4. The coordinate measuring apparatus according to claim 3, wherein,

the heating module further comprises a third heating unit, a fourth heating unit, a fifth heating unit and a sixth heating unit to form heating networks with different gradient temperatures.

5. The coordinate measuring apparatus according to claim 3, wherein,

The first heating unit comprises at least one of a heating rod, a heating film and a heat conducting copper wire, and the second heating unit comprises at least one of a heating rod, a heating film and a heat conducting copper wire.

6. The coordinate measuring apparatus according to claim 3, wherein,

the temperature control module controls the first heating unit and the second heating unit based on a difference between a first temperature obtained by the first monitoring unit and a second temperature obtained by the second monitoring unit, and if the difference is greater than a preset threshold, the temperature control module controls the first heating unit and the second heating unit to work.

7. The coordinate measuring apparatus according to claim 2, wherein,

the monitoring module further comprises a third monitoring unit, a fourth monitoring unit, a fifth monitoring unit and a sixth monitoring unit to form a monitoring network for monitoring different gradient temperatures.

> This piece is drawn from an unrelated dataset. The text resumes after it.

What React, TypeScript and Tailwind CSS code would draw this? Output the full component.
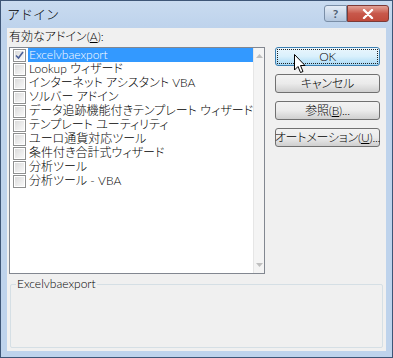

8. The coordinate measuring apparatus according to claim 2, wherein,

the first monitoring unit is composed of a plurality of temperature sensors, and the temperature sensors are one of RTDs, platinum thermal resistance temperature sensors, thermistors temperature sensors, thermocouple resistance temperature sensors and semiconductor temperature sensors.

9. The coordinate measuring apparatus according to claim 1, wherein,

the temperature control module is composed of a master controller or a plurality of controllers, and the master controller receives different monitoring signals and simultaneously controls different heating modules.

10. The coordinate measuring apparatus according to claim 1, wherein,

the first axis is arranged along a vertical direction and orthogonal to the second axis.